Kentucky Pharmacy Owner Sentenced To Ten Years In Prison For Role In Conspiracy To Distribute Controlled Substances
Charles Tenhet will also forfeit $3 million in assets
Contact: Public Information Officer
Number: (313) 234-4310
LONDON, Ky. - A Manchester pharmacy owner and his wife will forfeit their home, more than a million dollars, and six cars that were proceeds or purchased with proceeds from a drug conspiracy. In that conspiracy, the pharmacy owner filled prescriptions for customers without a legitimate medical purpose.
Charles Terry Tenhet, 63, of London, Ky., pleaded guilty today to a conspiracy to distribute a controlled substance. U.S. District Judge Amul Thapar sentenced Tenhet to 10 years in prison following the plea. Charles Tenhet's wife, Melissa Tenhet, 50, was sentenced to 12 months and day in prison for her role in the conspiracy. She pleaded guilty on Monday.
"Mr. Tenhet, with the assistance of Mrs. Tenhet, used his professional license to engage in a massive drug trafficking conspiracy," said U.S. Attorney Kerry B. Harvey. "In so doing, he inflicted a great deal of pain on his community-one already hard hit by the scourge of prescription drug abuse. The punishment is well-deserved. Those in the healing arts deserve special attention from law enforcement authorities when they choose to betray their professional duties in favor of the ill-gotten gains made from drug trafficking."

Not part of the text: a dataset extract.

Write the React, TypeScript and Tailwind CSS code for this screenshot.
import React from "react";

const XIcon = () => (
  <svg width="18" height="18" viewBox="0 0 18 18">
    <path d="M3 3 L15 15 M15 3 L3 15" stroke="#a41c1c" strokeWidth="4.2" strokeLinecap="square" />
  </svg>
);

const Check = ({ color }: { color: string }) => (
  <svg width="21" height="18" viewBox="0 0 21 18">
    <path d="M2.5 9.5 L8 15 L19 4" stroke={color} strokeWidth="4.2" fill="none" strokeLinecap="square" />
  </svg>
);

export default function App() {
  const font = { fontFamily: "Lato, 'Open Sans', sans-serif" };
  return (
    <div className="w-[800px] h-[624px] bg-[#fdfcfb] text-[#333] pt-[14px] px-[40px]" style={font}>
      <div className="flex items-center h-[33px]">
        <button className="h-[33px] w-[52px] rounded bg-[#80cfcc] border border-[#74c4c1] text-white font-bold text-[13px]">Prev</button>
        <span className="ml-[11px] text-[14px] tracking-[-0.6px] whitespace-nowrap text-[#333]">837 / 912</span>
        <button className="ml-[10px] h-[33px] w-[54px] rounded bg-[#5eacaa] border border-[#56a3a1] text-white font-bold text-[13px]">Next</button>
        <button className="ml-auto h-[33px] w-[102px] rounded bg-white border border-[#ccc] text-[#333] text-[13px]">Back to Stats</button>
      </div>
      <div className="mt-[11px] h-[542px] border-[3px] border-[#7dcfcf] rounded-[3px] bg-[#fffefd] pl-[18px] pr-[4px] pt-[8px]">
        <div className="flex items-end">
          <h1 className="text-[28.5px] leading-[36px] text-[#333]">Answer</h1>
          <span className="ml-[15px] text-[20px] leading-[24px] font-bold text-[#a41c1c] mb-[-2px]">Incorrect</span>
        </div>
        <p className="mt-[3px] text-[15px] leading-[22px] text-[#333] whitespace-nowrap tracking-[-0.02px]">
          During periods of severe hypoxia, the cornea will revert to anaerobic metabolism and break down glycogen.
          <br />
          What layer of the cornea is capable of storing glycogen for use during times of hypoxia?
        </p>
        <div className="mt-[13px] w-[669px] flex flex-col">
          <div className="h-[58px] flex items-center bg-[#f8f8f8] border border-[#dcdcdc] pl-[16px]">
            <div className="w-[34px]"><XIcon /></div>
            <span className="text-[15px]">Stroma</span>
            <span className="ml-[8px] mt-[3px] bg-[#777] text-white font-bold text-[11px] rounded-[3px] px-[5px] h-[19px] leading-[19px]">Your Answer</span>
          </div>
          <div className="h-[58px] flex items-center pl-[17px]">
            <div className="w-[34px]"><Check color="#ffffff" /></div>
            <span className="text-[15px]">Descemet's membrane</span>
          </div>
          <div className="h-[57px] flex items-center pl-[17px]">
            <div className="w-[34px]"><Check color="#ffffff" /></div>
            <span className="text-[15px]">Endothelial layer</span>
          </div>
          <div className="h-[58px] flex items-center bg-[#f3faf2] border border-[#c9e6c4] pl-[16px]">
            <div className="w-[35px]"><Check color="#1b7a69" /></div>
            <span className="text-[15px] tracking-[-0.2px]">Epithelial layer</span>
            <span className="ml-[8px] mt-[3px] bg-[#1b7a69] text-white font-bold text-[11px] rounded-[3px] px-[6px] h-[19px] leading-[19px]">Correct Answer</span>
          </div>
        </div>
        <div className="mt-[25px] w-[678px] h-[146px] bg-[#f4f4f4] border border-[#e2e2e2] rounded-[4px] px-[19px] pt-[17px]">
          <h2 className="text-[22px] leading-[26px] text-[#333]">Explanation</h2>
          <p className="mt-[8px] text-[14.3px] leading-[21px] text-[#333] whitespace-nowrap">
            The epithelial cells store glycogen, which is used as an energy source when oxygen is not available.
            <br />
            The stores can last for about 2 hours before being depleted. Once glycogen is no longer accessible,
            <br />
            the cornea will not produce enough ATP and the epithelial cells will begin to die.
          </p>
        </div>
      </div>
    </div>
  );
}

Charles Tenhet admitted he filled out of state prescriptions for large quantities of oxycodone in exchange for cash for eastern Kentuckians who had traveled in groups to pain clinics in Georgia and Tennessee and returned to visit Charles Tenhet's pharmacies: Community Drug and Medi-Center Drug. Some customers drove as far as 600 miles to visit the clinics.

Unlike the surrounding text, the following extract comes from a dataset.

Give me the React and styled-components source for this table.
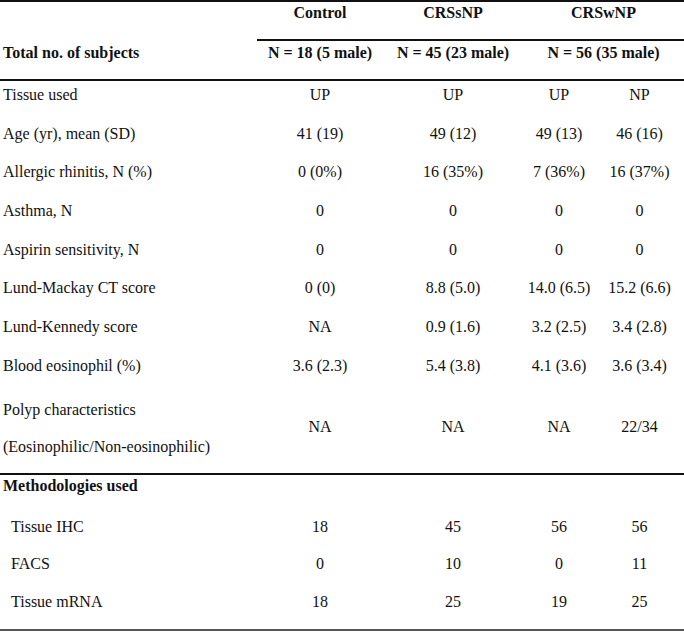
import React from 'react';
import styled, { createGlobalStyle } from 'styled-components';

const GlobalStyle = createGlobalStyle`
  html, body {
    margin: 0;
    padding: 0;
    background: #fff;
  }
  body {
    font-family: "Liberation Serif", "Times New Roman", serif;
    font-size: 16px;
    color: #111;
  }
`;

const Table = styled.div`
  width: 684px;
  border-top: 2px solid #111;
`;

const Row = styled.div`
  display: grid;
  grid-template-columns: 257px 126px 140px 72px 89px;
  align-items: start;
  box-sizing: border-box;
  height: ${(p) => p.$h}px;
  padding-top: ${(p) => p.$pt ?? 4}px;
  border-bottom: ${(p) => (p.$rule ? `2px solid ${p.$rule}` : 'none')};
`;

const Label = styled.div`
  padding-left: ${(p) => (p.$indent ? 11 : 3)}px;
  font-weight: ${(p) => (p.$bold ? 700 : 400)};
  line-height: ${(p) => p.$lh ?? 20}px;
  white-space: nowrap;
`;

const Cell = styled.div`
  text-align: center;
  line-height: ${(p) => p.$lh ?? 20}px;
  white-space: nowrap;
  grid-column: ${(p) => (p.$span ? `span ${p.$span}` : 'auto')};
`;

const HeadCell = styled(Cell)`
  font-weight: 700;
  align-self: stretch;
  border-bottom: ${(p) => (p.$ruled ? '2px solid #111' : 'none')};
`;

const rows = [
  ['Tissue used', 'UP', 'UP', 'UP', 'NP'],
  ['Age (yr), mean (SD)', '41 (19)', '49 (12)', '49 (13)', '46 (16)'],
  ['Allergic rhinitis, N (%)', '0 (0%)', '16 (35%)', '7 (36%)', '16 (37%)'],
  ['Asthma, N', '0', '0', '0', '0'],
  ['Aspirin sensitivity, N', '0', '0', '0', '0'],
  ['Lund-Mackay CT score', '0 (0)', '8.8 (5.0)', '14.0 (6.5)', '15.2 (6.6)'],
  ['Lund-Kennedy score', 'NA', '0.9 (1.6)', '3.2 (2.5)', '3.4 (2.8)'],
  ['Blood eosinophil (%)', '3.6 (2.3)', '5.4 (3.8)', '4.1 (3.6)', '3.6 (3.4)'],
];

const methods = [
  ['Tissue IHC', '18', '45', '56', '56'],
  ['FACS', '0', '10', '0', '11'],
  ['Tissue mRNA', '18', '25', '19', '25'],
];

export default function App() {
  return (
    <>
      <GlobalStyle />
      <Table>
        <Row $h={39} $pt={1}>
          <Label />
          <HeadCell $ruled>Control</HeadCell>
          <HeadCell $ruled>CRSsNP</HeadCell>
          <HeadCell $ruled $span={2}>CRSwNP</HeadCell>
        </Row>
        <Row $h={40} $pt={2} $rule="#111">
          <Label $bold>Total no. of subjects</Label>
          <HeadCell>N = 18 (5 male)</HeadCell>
          <HeadCell>N = 45 (23 male)</HeadCell>
          <HeadCell $span={2}>N = 56 (35 male)</HeadCell>
        </Row>

        {rows.map((r) => (
          <Row key={r[0]} $h={38.7}>
            <Label>{r[0]}</Label>
            {r.slice(1).map((v, i) => (
              <Cell key={i}>{v}</Cell>
            ))}
          </Row>
        ))}

        <Row $h={84.4} $pt={0} $rule="#111">
          <Label $lh={37}>
            Polyp characteristics
            <br />
            (Eosinophilic/Non-eosinophilic)
          </Label>
          <Cell $lh={72}>NA</Cell>
          <Cell $lh={72}>NA</Cell>
          <Cell $lh={72}>NA</Cell>
          <Cell $lh={72}>22/34</Cell>
        </Row>

        <Row $h={38} $pt={1}>
          <Label $bold>Methodologies used</Label>
        </Row>

        {methods.map((r, idx) => (
          <Row
            key={r[0]}
            $h={idx === methods.length - 1 ? 43 : 37.5}
            $rule={idx === methods.length - 1 ? '#555' : null}
          >
            <Label $indent>{r[0]}</Label>
            {r.slice(1).map((v, i) => (
              <Cell key={i}>{v}</Cell>
            ))}
          </Row>
        ))}
      </Table>
    </>
  );
}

According to the plea agreement, Tenhet knew the visitors were potential drug traffickers and addicts. The plea agreement describes the Tenhets' customers as being visibly high, lacking physical pain symptoms and appearing destitute and unemployed. Melissa Tenhet worked as the office manager for Community Drug and admitted she directed co-workers to fill the prescriptions even when the workers questioned the legality of the prescriptions.
The Tenhets agreed to forfeit approximately a million dollars in cash, six vehicles, numerous luxury watches and a plot of land, all of which the Tenhets obtained or used as part of the conspiracy. The total value of all the assets forfeited was approximately $3 million.
Under federal law, both defendants will each have to serve at least 85 percent of their respective prison sentence.
Kerry B. Harvey, U.S. Attorney for the Eastern District of Kentucky, and Robert L. Corso, Special Agent in Charge of the U.S. Drug Enforcement (DEA), jointly announced the guilty pleas.
The investigation was conducted by the DEA. Assistant U.S. Attorney Jason Parman represented the U.S. Attorney's Office in this case.